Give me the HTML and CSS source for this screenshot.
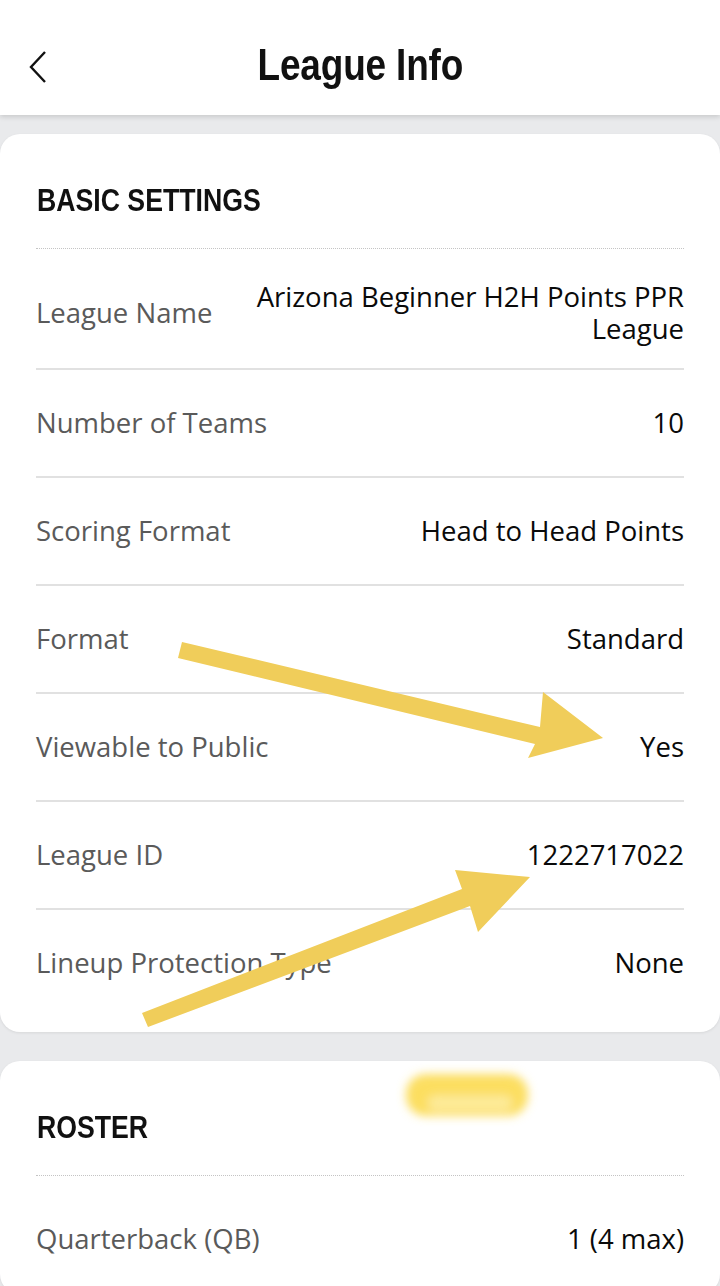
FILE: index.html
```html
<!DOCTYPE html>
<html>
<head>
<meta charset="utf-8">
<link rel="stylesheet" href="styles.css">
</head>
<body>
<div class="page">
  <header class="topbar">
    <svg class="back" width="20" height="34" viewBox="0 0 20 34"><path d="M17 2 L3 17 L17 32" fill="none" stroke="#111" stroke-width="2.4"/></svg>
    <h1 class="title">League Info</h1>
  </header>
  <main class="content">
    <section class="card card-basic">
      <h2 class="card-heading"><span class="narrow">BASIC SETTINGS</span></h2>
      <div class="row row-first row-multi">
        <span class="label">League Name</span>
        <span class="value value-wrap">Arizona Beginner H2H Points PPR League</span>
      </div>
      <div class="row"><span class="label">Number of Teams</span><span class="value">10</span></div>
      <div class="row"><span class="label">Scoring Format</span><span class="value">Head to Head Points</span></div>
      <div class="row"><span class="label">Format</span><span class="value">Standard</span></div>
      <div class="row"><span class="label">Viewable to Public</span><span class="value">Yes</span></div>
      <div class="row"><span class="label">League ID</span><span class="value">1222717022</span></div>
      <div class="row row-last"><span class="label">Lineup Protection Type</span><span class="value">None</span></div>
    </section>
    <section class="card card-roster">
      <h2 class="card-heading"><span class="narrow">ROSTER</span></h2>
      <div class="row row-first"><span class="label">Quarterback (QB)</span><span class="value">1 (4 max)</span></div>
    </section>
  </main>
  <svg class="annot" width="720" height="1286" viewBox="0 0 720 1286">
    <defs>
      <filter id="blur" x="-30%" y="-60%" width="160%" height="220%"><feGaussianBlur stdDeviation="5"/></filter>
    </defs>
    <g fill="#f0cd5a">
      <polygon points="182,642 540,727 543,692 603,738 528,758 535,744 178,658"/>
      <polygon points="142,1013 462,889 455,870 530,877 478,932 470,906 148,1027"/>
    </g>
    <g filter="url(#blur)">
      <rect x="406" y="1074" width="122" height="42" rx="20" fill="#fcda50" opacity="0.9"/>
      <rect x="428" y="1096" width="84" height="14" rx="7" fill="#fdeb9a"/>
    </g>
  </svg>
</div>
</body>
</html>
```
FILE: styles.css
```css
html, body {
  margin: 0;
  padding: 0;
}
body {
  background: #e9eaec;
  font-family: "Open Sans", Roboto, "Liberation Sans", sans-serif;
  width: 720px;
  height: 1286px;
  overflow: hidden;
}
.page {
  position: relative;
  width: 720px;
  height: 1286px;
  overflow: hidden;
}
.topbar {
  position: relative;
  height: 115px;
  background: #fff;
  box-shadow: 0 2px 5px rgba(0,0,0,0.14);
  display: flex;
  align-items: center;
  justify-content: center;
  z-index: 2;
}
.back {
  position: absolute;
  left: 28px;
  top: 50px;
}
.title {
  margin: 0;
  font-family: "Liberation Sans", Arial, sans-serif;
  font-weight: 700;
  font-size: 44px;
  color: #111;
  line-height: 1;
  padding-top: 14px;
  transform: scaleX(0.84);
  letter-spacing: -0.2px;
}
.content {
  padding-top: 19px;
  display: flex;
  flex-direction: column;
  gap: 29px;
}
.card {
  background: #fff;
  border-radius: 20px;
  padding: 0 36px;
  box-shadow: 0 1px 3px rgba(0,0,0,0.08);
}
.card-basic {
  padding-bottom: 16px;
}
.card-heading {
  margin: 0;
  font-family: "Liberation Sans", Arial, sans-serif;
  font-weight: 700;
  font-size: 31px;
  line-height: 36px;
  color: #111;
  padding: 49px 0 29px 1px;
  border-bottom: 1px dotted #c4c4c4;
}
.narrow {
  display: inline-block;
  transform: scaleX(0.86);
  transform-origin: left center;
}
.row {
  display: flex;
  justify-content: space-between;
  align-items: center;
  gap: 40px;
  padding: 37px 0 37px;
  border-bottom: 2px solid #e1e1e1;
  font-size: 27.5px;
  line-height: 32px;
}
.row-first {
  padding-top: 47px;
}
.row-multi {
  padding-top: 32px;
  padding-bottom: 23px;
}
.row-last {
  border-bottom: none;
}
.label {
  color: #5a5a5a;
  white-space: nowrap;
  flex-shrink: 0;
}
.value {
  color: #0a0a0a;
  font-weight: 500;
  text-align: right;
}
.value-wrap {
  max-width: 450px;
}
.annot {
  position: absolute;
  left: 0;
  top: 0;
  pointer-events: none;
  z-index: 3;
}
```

» **Brief**
Copy the material exactly. Do not include the pictures.

» **Correct result**
Give me the HTML and CSS source for this screenshot.
FILE: index.html
```html
<!DOCTYPE html>
<html>
<head>
<meta charset="utf-8">
<link rel="stylesheet" href="styles.css">
</head>
<body>
<div class="page">
  <header class="topbar">
    <svg class="back" width="20" height="34" viewBox="0 0 20 34"><path d="M17 2 L3 17 L17 32" fill="none" stroke="#111" stroke-width="2.4"/></svg>
    <h1 class="title">League Info</h1>
  </header>
  <main class="content">
    <section class="card card-basic">
      <h2 class="card-heading"><span class="narrow">BASIC SETTINGS</span></h2>
      <div class="row row-first row-multi">
        <span class="label">League Name</span>
        <span class="value value-wrap">Arizona Beginner H2H Points PPR League</span>
      </div>
      <div class="row"><span class="label">Number of Teams</span><span class="value">10</span></div>
      <div class="row"><span class="label">Scoring Format</span><span class="value">Head to Head Points</span></div>
      <div class="row"><span class="label">Format</span><span class="value">Standard</span></div>
      <div class="row"><span class="label">Viewable to Public</span><span class="value">Yes</span></div>
      <div class="row"><span class="label">League ID</span><span class="value">1222717022</span></div>
      <div class="row row-last"><span class="label">Lineup Protection Type</span><span class="value">None</span></div>
    </section>
    <section class="card card-roster">
      <h2 class="card-heading"><span class="narrow">ROSTER</span></h2>
      <div class="row row-first"><span class="label">Quarterback (QB)</span><span class="value">1 (4 max)</span></div>
    </section>
  </main>
  <svg class="annot" width="720" height="1286" viewBox="0 0 720 1286">
    <defs>
      <filter id="blur" x="-30%" y="-60%" width="160%" height="220%"><feGaussianBlur stdDeviation="5"/></filter>
    </defs>
    <g fill="#f0cd5a">
      <polygon points="182,642 540,727 543,692 603,738 528,758 535,744 178,658"/>
      <polygon points="142,1013 462,889 455,870 530,877 478,932 470,906 148,1027"/>
    </g>
    <g filter="url(#blur)">
      <rect x="406" y="1074" width="122" height="42" rx="20" fill="#fcda50" opacity="0.9"/>
      <rect x="428" y="1096" width="84" height="14" rx="7" fill="#fdeb9a"/>
    </g>
  </svg>
</div>
</body>
</html>
```
FILE: styles.css
```css
html, body {
  margin: 0;
  padding: 0;
}
body {
  background: #e9eaec;
  font-family: "Open Sans", Roboto, "Liberation Sans", sans-serif;
  width: 720px;
  height: 1286px;
  overflow: hidden;
}
.page {
  position: relative;
  width: 720px;
  height: 1286px;
  overflow: hidden;
}
.topbar {
  position: relative;
  height: 115px;
  background: #fff;
  box-shadow: 0 2px 5px rgba(0,0,0,0.14);
  display: flex;
  align-items: center;
  justify-content: center;
  z-index: 2;
}
.back {
  position: absolute;
  left: 28px;
  top: 50px;
}
.title {
  margin: 0;
  font-family: "Liberation Sans", Arial, sans-serif;
  font-weight: 700;
  font-size: 44px;
  color: #111;
  line-height: 1;
  padding-top: 14px;
  transform: scaleX(0.84);
  letter-spacing: -0.2px;
}
.content {
  padding-top: 19px;
  display: flex;
  flex-direction: column;
  gap: 29px;
}
.card {
  background: #fff;
  border-radius: 20px;
  padding: 0 36px;
  box-shadow: 0 1px 3px rgba(0,0,0,0.08);
}
.card-basic {
  padding-bottom: 16px;
}
.card-heading {
  margin: 0;
  font-family: "Liberation Sans", Arial, sans-serif;
  font-weight: 700;
  font-size: 31px;
  line-height: 36px;
  color: #111;
  padding: 49px 0 29px 1px;
  border-bottom: 1px dotted #c4c4c4;
}
.narrow {
  display: inline-block;
  transform: scaleX(0.86);
  transform-origin: left center;
}
.row {
  display: flex;
  justify-content: space-between;
  align-items: center;
  gap: 40px;
  padding: 37px 0 37px;
  border-bottom: 2px solid #e1e1e1;
  font-size: 27.5px;
  line-height: 32px;
}
.row-first {
  padding-top: 47px;
}
.row-multi {
  padding-top: 32px;
  padding-bottom: 23px;
}
.row-last {
  border-bottom: none;
}
.label {
  color: #5a5a5a;
  white-space: nowrap;
  flex-shrink: 0;
}
.value {
  color: #0a0a0a;
  font-weight: 500;
  text-align: right;
}
.value-wrap {
  max-width: 450px;
}
.annot {
  position: absolute;
  left: 0;
  top: 0;
  pointer-events: none;
  z-index: 3;
}
```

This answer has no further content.